The accused then recalled putting Millane's body in the suitcase.

"I was just in shock the whole time I couldn't put her in it because it just didn't seem right. It just didn't seem right.

"So I left and Grace was half-in half-out of the suitcase at that stage. I couldn't do it."

The accused said he then left to buy cleaning products - which was captured on CCTV.

"Then I remember coming back and I messaged a friend to catch up because I didn't think it was real," he said.

That "friend" was another Tinder date he went on in Ponsonby on December 2.

"I couldn't get through the beer I was drinking," he said.

"I got back to CityLife and spewed up a few times because I couldn't put Grace in the bag.

"And then I put her in the bag. And the whole time I just kept saying I'm sorry," he said crying.

In the dock, the accused kept his head down, sniffed and blew his nose.

The accused then moved the body on a luggage trolley from the hotel and into a rental car.

"I sat there for a little while, praying," he said, after parking the car in a nearby parking building.

The next morning he drove to a hardware store in Auckland and bought a shovel before continuing to the Waitakere Ranges.

"I went into the bush and I start digging."

The accused said he again took "20 maybe 30 paracetamol tablets".

"Because I didn't want to be around if Grace wasn't there and didn't think I deserved to be around because of what happened.

"I went and got the suitcase and put it in the hole, and covered the hole and then I drove 10-20 metres to the reservoir and sat there. I sat there just wanting the paracetamol to kick in, it didn't, so I drove back to the city."

When asked by Detective Ewen Settle why he didn't call for an ambulance the accused said he "dialled 111". But I didn't hit the button because I was scared at how bad it looked," he said.

"There's a dead person in my room, I thought it looked terrible. Waking up to it I was like 'holy sh*t'."

As the video interview continues, Detective Ewen Settle asked the accused where Millane's possession were.

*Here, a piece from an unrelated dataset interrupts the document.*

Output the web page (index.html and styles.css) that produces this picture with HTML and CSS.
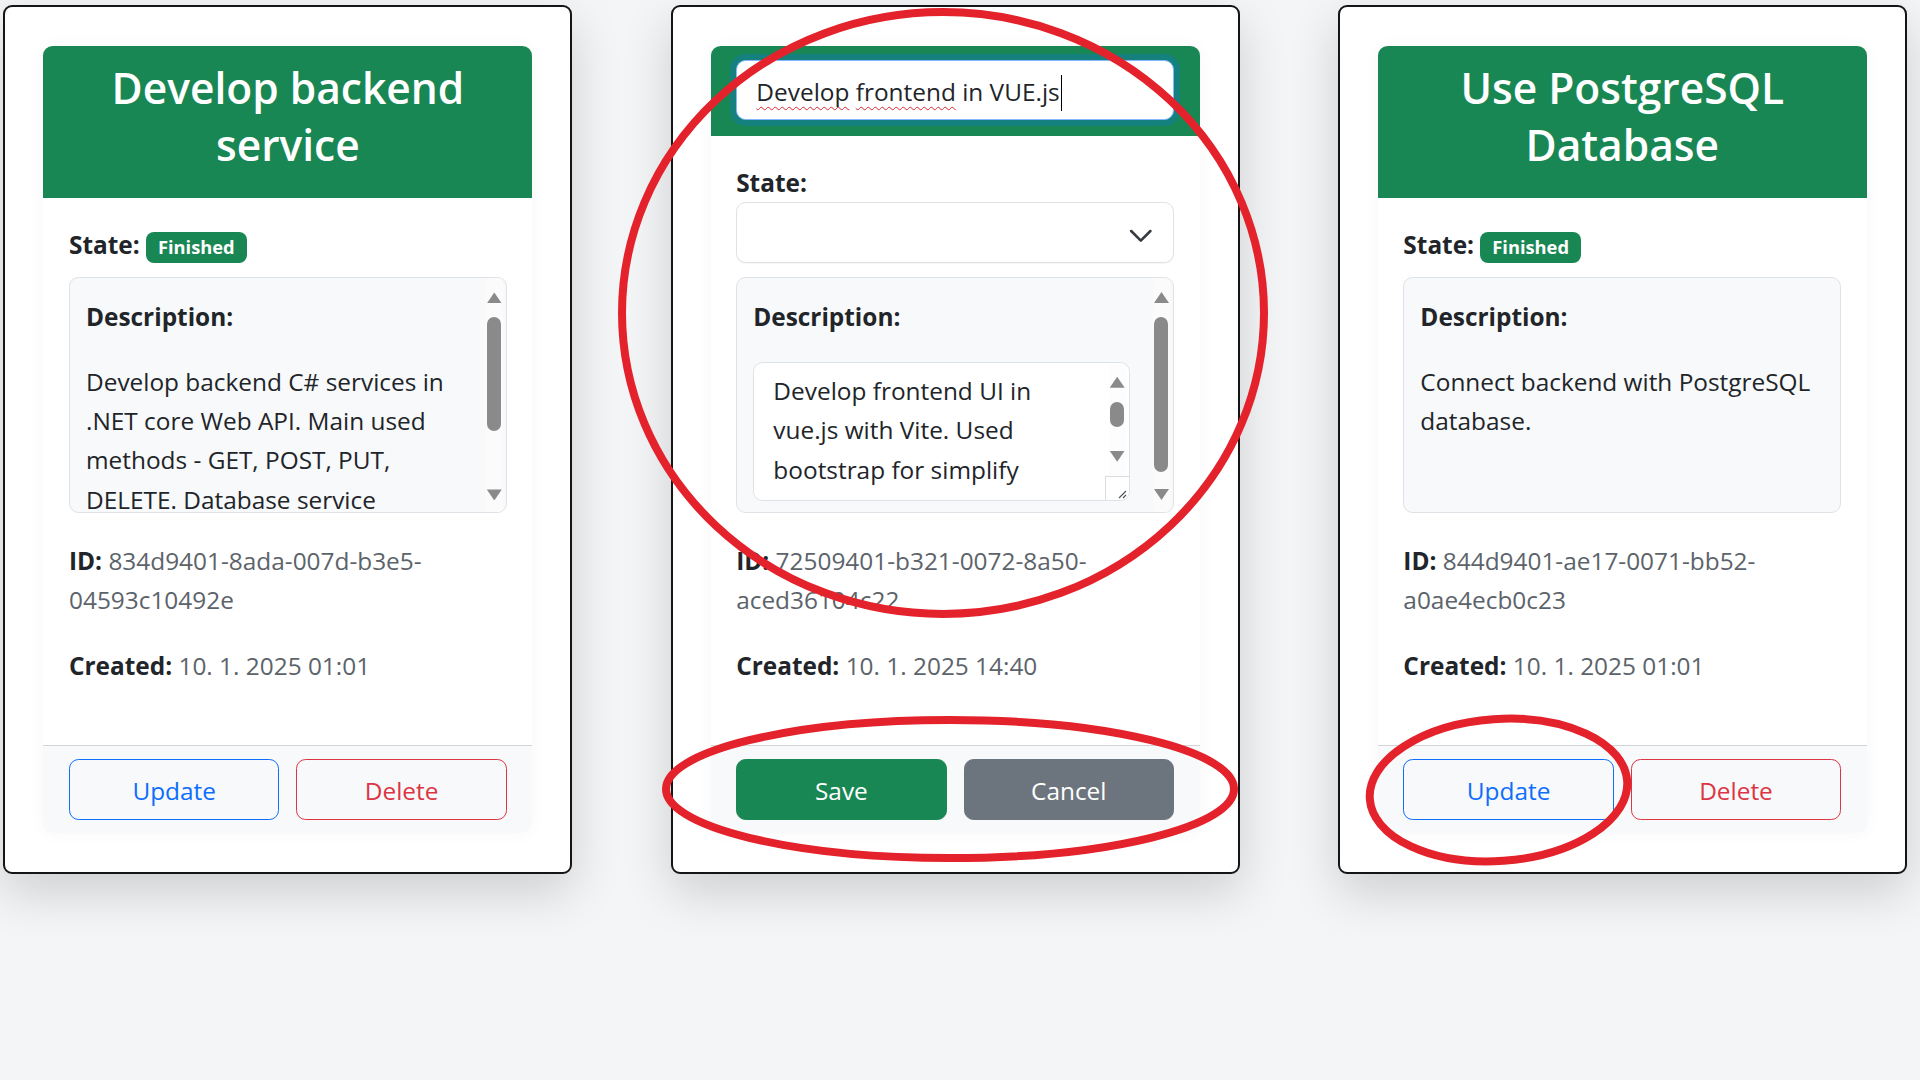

The alleged murderer said he had dumped "everything" in a rubbish bin in Auckland's Albert Park.

"Everything that was in the room," he said.

Settle asked: "Presumably her telephone is in her property in the rubbish bin?"

"Yep," the accused replied.

After a break, Settle returned to the interview room and asked if Millane had any injuries.

"Did you inflict any injuries on her?"

The accused replied no.

"Did you kill Grace Millane?"

"No," he said.

"[Accused man], you're under arrest for the murder of Grace Millane," Settle said.

He asked his client if Millane died while she was in his company.

"Yes," he said.

In the room was also the accused's legal counsel Ian Brookie.

"Did you intend to cause her death?" Brookie continued.

"No."

Brookie asked why he is telling the police his version of events.

"Because I want her family to know that it wasn't intentional," he said.

"But I also want her family to have closure and the other night when I was questioned by police I was still shocked and I apologise for misleading. So yeah, it's basically so her family understand that it wasn't an intentional thing."

The trial, expected to last four weeks in total, continues.